My favorite example of implausible actions in WWII was Hitler's declaration of war on the US after it declared war on Japan. That never made sense to me until I read A World At Arms -- a history of WWII that emphasizes politics, diplomacy, and intelligence over battles. The Germans relied desperately on Japan for rubber (even synthetic rubber required a certain amount of real rubber as an ingredient). A fleet of u-boats was dedicated to transporting rubber from Japan to Germany, and Germany needed Japan on side or it was in deep trouble (fighting the Russians with no rubber).


> That is not what happened, that is a collection of misconceptions people gathered which are only loosely based on actual history.

The fact that the folk history many people think they know may be distant from our best substantiated histories doesn't really detract from the point that folk history of WWII may be kindof incredible.

Plus, there's certainly enough incredible but apparently accurate stuff in our best histories.

Also... "actual history?" By which we mean "what actually happened" or by which we mean "the best substantiated narratives we have"?

Because as far as I can tell, "what actually happened" is pretty elusive. Some histories are better substantiated from recorded observation and evidence than others, but all of them are interpolations of one degree or another from a set of evidence that's always more limited than the larger picture we try to paint.


It's a bit of fun


It would have been funner if it had been more truthy.

What actually happened fits very well with that bit of fun narrative. Using a bunch of incorrect stuff detracts from the funness.

my example: the storm troopers didn't wear black.

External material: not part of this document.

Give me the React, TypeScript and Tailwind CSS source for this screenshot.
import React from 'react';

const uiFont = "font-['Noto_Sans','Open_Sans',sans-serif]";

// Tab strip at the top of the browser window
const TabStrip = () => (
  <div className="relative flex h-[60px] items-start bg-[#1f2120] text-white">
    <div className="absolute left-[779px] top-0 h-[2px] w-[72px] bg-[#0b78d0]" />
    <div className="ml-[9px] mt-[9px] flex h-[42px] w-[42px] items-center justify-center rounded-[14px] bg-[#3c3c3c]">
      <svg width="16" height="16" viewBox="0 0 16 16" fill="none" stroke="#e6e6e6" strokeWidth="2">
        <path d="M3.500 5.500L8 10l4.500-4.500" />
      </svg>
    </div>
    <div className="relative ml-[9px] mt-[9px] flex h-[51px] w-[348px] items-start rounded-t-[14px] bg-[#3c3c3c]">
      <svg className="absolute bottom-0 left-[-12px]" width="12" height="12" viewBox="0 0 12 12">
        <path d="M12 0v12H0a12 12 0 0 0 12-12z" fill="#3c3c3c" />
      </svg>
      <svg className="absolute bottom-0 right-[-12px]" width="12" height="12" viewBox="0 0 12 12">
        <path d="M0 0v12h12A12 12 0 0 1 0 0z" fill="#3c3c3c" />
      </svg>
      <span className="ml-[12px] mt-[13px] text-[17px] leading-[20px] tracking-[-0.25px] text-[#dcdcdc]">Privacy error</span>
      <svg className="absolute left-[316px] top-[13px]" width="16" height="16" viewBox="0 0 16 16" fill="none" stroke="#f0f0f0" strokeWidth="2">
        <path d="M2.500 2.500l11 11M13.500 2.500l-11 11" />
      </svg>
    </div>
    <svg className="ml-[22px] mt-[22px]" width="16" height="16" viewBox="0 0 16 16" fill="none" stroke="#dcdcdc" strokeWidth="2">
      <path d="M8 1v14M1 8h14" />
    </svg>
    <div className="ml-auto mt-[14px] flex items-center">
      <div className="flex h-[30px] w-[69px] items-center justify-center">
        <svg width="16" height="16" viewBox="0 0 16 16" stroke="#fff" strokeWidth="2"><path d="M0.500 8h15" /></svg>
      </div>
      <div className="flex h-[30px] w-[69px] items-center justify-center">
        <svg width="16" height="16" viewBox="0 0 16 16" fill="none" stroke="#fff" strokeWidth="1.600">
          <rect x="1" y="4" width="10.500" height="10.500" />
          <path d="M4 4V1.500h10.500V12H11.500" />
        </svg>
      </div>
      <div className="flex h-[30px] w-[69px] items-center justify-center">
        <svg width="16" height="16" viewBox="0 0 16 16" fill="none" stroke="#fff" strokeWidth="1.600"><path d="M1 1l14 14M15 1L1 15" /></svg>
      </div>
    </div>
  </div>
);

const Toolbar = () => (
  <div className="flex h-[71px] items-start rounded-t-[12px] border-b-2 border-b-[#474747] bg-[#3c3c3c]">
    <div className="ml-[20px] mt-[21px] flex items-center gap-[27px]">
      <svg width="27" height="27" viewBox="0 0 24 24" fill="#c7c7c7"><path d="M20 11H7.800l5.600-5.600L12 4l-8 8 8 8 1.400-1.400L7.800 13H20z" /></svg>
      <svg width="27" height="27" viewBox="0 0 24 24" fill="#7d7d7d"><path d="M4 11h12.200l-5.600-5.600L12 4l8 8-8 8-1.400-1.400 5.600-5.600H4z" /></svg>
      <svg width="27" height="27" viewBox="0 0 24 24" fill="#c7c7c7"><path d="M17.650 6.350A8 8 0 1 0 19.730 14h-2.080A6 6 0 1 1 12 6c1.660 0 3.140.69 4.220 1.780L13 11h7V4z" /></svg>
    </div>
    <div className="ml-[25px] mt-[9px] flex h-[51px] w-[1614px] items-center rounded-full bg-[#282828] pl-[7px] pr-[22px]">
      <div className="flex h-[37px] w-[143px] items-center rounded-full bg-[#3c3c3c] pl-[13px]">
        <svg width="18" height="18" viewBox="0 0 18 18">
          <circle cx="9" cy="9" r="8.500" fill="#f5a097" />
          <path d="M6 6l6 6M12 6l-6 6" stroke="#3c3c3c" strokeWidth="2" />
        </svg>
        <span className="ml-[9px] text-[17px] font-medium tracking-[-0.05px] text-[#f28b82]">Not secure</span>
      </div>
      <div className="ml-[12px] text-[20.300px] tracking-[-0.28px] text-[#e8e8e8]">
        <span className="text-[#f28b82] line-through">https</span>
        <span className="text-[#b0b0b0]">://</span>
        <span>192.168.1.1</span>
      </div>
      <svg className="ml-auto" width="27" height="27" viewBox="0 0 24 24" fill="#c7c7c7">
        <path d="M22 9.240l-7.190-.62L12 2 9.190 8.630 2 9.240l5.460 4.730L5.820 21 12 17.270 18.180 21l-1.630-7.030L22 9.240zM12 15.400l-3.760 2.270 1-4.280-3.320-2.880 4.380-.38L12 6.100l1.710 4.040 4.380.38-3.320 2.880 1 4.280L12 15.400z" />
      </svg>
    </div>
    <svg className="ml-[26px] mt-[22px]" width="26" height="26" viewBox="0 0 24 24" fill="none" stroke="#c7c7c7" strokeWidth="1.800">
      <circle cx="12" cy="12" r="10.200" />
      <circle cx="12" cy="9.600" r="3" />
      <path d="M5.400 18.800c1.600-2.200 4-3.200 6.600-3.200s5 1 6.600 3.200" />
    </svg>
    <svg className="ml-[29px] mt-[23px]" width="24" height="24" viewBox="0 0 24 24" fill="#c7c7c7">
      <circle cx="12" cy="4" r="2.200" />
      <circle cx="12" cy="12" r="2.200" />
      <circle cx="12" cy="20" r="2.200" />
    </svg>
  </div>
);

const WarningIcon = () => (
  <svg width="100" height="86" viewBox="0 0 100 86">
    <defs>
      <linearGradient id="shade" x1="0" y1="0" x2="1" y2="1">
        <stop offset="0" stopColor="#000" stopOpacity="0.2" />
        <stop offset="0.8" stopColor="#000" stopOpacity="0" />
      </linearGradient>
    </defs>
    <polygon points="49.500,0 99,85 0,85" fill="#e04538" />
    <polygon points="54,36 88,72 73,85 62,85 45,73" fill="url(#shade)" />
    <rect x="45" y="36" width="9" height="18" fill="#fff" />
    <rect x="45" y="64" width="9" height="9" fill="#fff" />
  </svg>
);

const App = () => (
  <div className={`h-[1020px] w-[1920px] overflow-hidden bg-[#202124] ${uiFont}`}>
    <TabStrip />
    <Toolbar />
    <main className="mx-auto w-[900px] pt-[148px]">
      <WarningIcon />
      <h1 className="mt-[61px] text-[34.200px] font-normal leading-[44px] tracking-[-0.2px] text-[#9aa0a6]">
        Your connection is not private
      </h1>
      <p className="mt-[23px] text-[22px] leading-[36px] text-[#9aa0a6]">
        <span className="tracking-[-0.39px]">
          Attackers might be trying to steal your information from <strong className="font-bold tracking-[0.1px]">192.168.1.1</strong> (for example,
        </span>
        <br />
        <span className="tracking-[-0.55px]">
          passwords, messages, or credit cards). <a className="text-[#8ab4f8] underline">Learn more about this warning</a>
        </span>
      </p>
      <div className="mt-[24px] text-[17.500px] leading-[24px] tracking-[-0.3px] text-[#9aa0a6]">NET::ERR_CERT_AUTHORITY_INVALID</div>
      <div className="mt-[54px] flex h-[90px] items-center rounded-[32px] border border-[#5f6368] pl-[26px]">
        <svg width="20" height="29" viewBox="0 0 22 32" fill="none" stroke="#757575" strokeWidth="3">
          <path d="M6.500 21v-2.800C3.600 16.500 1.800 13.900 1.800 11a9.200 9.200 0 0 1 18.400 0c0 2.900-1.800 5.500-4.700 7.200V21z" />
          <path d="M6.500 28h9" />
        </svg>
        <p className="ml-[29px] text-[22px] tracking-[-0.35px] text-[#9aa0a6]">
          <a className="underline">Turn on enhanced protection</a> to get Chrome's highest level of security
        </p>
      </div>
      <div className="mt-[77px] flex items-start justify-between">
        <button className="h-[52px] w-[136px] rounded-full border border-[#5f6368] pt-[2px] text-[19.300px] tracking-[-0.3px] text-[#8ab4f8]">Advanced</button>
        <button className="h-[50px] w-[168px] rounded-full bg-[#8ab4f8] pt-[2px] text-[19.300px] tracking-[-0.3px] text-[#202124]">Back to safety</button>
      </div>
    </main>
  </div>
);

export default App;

The SS did. But they didn't just wear black, they had runic emblems and skulls and shit. This minor detail is important because remembering details about genocide is probably a good thing.

See Mitchel and Web for a better example.

http://m.youtube.com/watch?v=ToKcmnrE5oY


The SA wore brown. I only know this because my grandmother totally freaked out at me when I once wore a brown shirt (totally oblivious of the historic significance). I stopped wearing brown shirts out of deference for older people's sensibilities.